* Begin GIVEN MATERIAL *

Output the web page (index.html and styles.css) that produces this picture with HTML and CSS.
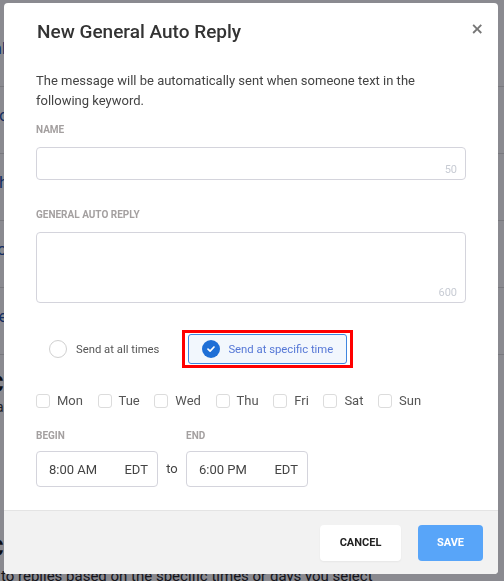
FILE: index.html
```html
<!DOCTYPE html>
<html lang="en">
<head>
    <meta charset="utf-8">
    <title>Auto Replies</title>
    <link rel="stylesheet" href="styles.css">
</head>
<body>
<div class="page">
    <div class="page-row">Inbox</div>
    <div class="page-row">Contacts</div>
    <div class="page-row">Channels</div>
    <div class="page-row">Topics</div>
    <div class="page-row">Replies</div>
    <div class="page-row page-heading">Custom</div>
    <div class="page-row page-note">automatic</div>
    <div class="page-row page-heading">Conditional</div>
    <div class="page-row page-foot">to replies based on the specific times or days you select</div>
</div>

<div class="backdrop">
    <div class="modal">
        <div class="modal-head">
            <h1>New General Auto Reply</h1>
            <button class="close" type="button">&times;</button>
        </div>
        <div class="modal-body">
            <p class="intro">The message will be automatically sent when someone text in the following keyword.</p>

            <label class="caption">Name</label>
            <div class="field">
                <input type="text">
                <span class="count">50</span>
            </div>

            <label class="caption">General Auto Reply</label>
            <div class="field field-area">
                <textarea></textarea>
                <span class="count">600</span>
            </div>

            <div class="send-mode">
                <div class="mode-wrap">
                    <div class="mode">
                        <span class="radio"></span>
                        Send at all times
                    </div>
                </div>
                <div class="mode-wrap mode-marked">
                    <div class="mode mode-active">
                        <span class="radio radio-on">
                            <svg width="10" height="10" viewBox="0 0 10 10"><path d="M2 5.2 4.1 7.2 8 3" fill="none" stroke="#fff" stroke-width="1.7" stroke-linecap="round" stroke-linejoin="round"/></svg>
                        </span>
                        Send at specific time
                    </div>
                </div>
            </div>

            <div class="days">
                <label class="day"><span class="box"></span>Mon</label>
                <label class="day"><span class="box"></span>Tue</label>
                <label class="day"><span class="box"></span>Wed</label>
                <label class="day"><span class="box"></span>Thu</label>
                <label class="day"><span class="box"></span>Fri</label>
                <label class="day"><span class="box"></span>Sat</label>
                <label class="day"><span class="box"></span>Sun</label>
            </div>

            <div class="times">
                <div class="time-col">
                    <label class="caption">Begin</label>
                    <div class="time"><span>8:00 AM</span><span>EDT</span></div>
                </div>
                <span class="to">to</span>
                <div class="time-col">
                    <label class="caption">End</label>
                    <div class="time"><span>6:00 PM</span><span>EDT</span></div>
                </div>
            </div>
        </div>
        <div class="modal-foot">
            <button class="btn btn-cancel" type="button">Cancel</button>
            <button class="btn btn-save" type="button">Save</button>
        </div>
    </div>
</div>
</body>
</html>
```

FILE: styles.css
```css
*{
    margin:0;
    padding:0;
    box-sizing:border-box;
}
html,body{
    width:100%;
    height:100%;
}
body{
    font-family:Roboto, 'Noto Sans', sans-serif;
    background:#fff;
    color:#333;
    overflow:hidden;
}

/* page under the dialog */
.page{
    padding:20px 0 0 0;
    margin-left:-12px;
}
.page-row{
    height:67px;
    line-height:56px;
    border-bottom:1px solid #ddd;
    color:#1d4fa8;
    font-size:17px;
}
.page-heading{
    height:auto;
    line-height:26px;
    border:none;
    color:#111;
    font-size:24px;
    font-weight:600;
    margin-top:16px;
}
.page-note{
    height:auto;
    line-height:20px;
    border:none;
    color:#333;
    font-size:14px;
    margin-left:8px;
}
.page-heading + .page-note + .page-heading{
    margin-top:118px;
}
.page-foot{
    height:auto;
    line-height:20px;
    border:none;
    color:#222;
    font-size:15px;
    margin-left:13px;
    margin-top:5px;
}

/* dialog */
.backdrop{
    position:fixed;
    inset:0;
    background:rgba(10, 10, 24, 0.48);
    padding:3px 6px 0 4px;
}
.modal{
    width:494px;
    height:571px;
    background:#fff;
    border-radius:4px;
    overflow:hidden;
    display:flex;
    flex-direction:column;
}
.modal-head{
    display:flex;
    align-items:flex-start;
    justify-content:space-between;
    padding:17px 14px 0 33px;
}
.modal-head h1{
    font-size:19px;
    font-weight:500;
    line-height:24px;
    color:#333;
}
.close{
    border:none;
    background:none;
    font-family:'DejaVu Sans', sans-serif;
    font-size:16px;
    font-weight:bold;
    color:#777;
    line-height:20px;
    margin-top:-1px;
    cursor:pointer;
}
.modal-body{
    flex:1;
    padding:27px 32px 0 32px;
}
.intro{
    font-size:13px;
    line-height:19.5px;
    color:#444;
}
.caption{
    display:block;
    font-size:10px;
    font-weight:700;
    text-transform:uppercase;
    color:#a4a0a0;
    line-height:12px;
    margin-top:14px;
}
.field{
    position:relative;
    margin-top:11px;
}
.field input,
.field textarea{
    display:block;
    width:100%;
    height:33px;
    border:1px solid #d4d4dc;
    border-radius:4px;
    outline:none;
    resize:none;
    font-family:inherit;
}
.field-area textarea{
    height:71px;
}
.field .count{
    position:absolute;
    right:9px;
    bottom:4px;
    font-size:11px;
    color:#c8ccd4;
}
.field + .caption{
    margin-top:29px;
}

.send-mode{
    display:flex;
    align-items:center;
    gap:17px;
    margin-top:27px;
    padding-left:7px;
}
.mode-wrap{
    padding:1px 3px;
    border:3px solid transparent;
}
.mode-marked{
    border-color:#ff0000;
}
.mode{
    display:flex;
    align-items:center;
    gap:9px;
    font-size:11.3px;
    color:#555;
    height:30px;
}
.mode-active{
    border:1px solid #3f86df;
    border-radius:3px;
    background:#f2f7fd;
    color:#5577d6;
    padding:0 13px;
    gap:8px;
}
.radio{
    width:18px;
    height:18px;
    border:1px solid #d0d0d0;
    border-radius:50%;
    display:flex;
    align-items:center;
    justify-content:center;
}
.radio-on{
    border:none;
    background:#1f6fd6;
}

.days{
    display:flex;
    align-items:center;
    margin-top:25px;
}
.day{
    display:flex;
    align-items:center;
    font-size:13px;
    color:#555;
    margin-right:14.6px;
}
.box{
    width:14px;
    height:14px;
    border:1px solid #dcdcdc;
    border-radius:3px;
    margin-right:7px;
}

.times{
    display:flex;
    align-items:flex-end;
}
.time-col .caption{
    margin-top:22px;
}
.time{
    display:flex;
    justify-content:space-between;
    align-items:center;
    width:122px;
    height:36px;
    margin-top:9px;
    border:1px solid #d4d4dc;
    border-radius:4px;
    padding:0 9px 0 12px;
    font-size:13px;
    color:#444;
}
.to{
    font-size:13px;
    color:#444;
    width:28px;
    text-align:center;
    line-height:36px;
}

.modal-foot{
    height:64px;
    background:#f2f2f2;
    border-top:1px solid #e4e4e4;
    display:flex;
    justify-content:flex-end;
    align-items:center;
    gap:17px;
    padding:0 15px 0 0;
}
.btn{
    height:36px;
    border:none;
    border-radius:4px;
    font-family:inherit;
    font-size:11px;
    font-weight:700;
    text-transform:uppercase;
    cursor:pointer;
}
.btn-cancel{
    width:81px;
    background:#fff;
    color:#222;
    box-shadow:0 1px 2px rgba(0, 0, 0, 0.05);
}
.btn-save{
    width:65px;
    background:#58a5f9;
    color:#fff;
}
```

* End GIVEN MATERIAL *

• _WHAT IS ASKED_
Transcribe all the lines above exactly, apart from the pictures.

• _TASK ANSWER_
Output the web page (index.html and styles.css) that produces this picture with HTML and CSS.
FILE: index.html
```html
<!DOCTYPE html>
<html lang="en">
<head>
    <meta charset="utf-8">
    <title>Auto Replies</title>
    <link rel="stylesheet" href="styles.css">
</head>
<body>
<div class="page">
    <div class="page-row">Inbox</div>
    <div class="page-row">Contacts</div>
    <div class="page-row">Channels</div>
    <div class="page-row">Topics</div>
    <div class="page-row">Replies</div>
    <div class="page-row page-heading">Custom</div>
    <div class="page-row page-note">automatic</div>
    <div class="page-row page-heading">Conditional</div>
    <div class="page-row page-foot">to replies based on the specific times or days you select</div>
</div>

<div class="backdrop">
    <div class="modal">
        <div class="modal-head">
            <h1>New General Auto Reply</h1>
            <button class="close" type="button">&times;</button>
        </div>
        <div class="modal-body">
            <p class="intro">The message will be automatically sent when someone text in the following keyword.</p>

            <label class="caption">Name</label>
            <div class="field">
                <input type="text">
                <span class="count">50</span>
            </div>

            <label class="caption">General Auto Reply</label>
            <div class="field field-area">
                <textarea></textarea>
                <span class="count">600</span>
            </div>

            <div class="send-mode">
                <div class="mode-wrap">
                    <div class="mode">
                        <span class="radio"></span>
                        Send at all times
                    </div>
                </div>
                <div class="mode-wrap mode-marked">
                    <div class="mode mode-active">
                        <span class="radio radio-on">
                            <svg width="10" height="10" viewBox="0 0 10 10"><path d="M2 5.2 4.1 7.2 8 3" fill="none" stroke="#fff" stroke-width="1.7" stroke-linecap="round" stroke-linejoin="round"/></svg>
                        </span>
                        Send at specific time
                    </div>
                </div>
            </div>

            <div class="days">
                <label class="day"><span class="box"></span>Mon</label>
                <label class="day"><span class="box"></span>Tue</label>
                <label class="day"><span class="box"></span>Wed</label>
                <label class="day"><span class="box"></span>Thu</label>
                <label class="day"><span class="box"></span>Fri</label>
                <label class="day"><span class="box"></span>Sat</label>
                <label class="day"><span class="box"></span>Sun</label>
            </div>

            <div class="times">
                <div class="time-col">
                    <label class="caption">Begin</label>
                    <div class="time"><span>8:00 AM</span><span>EDT</span></div>
                </div>
                <span class="to">to</span>
                <div class="time-col">
                    <label class="caption">End</label>
                    <div class="time"><span>6:00 PM</span><span>EDT</span></div>
                </div>
            </div>
        </div>
        <div class="modal-foot">
            <button class="btn btn-cancel" type="button">Cancel</button>
            <button class="btn btn-save" type="button">Save</button>
        </div>
    </div>
</div>
</body>
</html>
```

FILE: styles.css
```css
*{
    margin:0;
    padding:0;
    box-sizing:border-box;
}
html,body{
    width:100%;
    height:100%;
}
body{
    font-family:Roboto, 'Noto Sans', sans-serif;
    background:#fff;
    color:#333;
    overflow:hidden;
}

/* page under the dialog */
.page{
    padding:20px 0 0 0;
    margin-left:-12px;
}
.page-row{
    height:67px;
    line-height:56px;
    border-bottom:1px solid #ddd;
    color:#1d4fa8;
    font-size:17px;
}
.page-heading{
    height:auto;
    line-height:26px;
    border:none;
    color:#111;
    font-size:24px;
    font-weight:600;
    margin-top:16px;
}
.page-note{
    height:auto;
    line-height:20px;
    border:none;
    color:#333;
    font-size:14px;
    margin-left:8px;
}
.page-heading + .page-note + .page-heading{
    margin-top:118px;
}
.page-foot{
    height:auto;
    line-height:20px;
    border:none;
    color:#222;
    font-size:15px;
    margin-left:13px;
    margin-top:5px;
}

/* dialog */
.backdrop{
    position:fixed;
    inset:0;
    background:rgba(10, 10, 24, 0.48);
    padding:3px 6px 0 4px;
}
.modal{
    width:494px;
    height:571px;
    background:#fff;
    border-radius:4px;
    overflow:hidden;
    display:flex;
    flex-direction:column;
}
.modal-head{
    display:flex;
    align-items:flex-start;
    justify-content:space-between;
    padding:17px 14px 0 33px;
}
.modal-head h1{
    font-size:19px;
    font-weight:500;
    line-height:24px;
    color:#333;
}
.close{
    border:none;
    background:none;
    font-family:'DejaVu Sans', sans-serif;
    font-size:16px;
    font-weight:bold;
    color:#777;
    line-height:20px;
    margin-top:-1px;
    cursor:pointer;
}
.modal-body{
    flex:1;
    padding:27px 32px 0 32px;
}
.intro{
    font-size:13px;
    line-height:19.5px;
    color:#444;
}
.caption{
    display:block;
    font-size:10px;
    font-weight:700;
    text-transform:uppercase;
    color:#a4a0a0;
    line-height:12px;
    margin-top:14px;
}
.field{
    position:relative;
    margin-top:11px;
}
.field input,
.field textarea{
    display:block;
    width:100%;
    height:33px;
    border:1px solid #d4d4dc;
    border-radius:4px;
    outline:none;
    resize:none;
    font-family:inherit;
}
.field-area textarea{
    height:71px;
}
.field .count{
    position:absolute;
    right:9px;
    bottom:4px;
    font-size:11px;
    color:#c8ccd4;
}
.field + .caption{
    margin-top:29px;
}

.send-mode{
    display:flex;
    align-items:center;
    gap:17px;
    margin-top:27px;
    padding-left:7px;
}
.mode-wrap{
    padding:1px 3px;
    border:3px solid transparent;
}
.mode-marked{
    border-color:#ff0000;
}
.mode{
    display:flex;
    align-items:center;
    gap:9px;
    font-size:11.3px;
    color:#555;
    height:30px;
}
.mode-active{
    border:1px solid #3f86df;
    border-radius:3px;
    background:#f2f7fd;
    color:#5577d6;
    padding:0 13px;
    gap:8px;
}
.radio{
    width:18px;
    height:18px;
    border:1px solid #d0d0d0;
    border-radius:50%;
    display:flex;
    align-items:center;
    justify-content:center;
}
.radio-on{
    border:none;
    background:#1f6fd6;
}

.days{
    display:flex;
    align-items:center;
    margin-top:25px;
}
.day{
    display:flex;
    align-items:center;
    font-size:13px;
    color:#555;
    margin-right:14.6px;
}
.box{
    width:14px;
    height:14px;
    border:1px solid #dcdcdc;
    border-radius:3px;
    margin-right:7px;
}

.times{
    display:flex;
    align-items:flex-end;
}
.time-col .caption{
    margin-top:22px;
}
.time{
    display:flex;
    justify-content:space-between;
    align-items:center;
    width:122px;
    height:36px;
    margin-top:9px;
    border:1px solid #d4d4dc;
    border-radius:4px;
    padding:0 9px 0 12px;
    font-size:13px;
    color:#444;
}
.to{
    font-size:13px;
    color:#444;
    width:28px;
    text-align:center;
    line-height:36px;
}

.modal-foot{
    height:64px;
    background:#f2f2f2;
    border-top:1px solid #e4e4e4;
    display:flex;
    justify-content:flex-end;
    align-items:center;
    gap:17px;
    padding:0 15px 0 0;
}
.btn{
    height:36px;
    border:none;
    border-radius:4px;
    font-family:inherit;
    font-size:11px;
    font-weight:700;
    text-transform:uppercase;
    cursor:pointer;
}
.btn-cancel{
    width:81px;
    background:#fff;
    color:#222;
    box-shadow:0 1px 2px rgba(0, 0, 0, 0.05);
}
.btn-save{
    width:65px;
    background:#58a5f9;
    color:#fff;
}
```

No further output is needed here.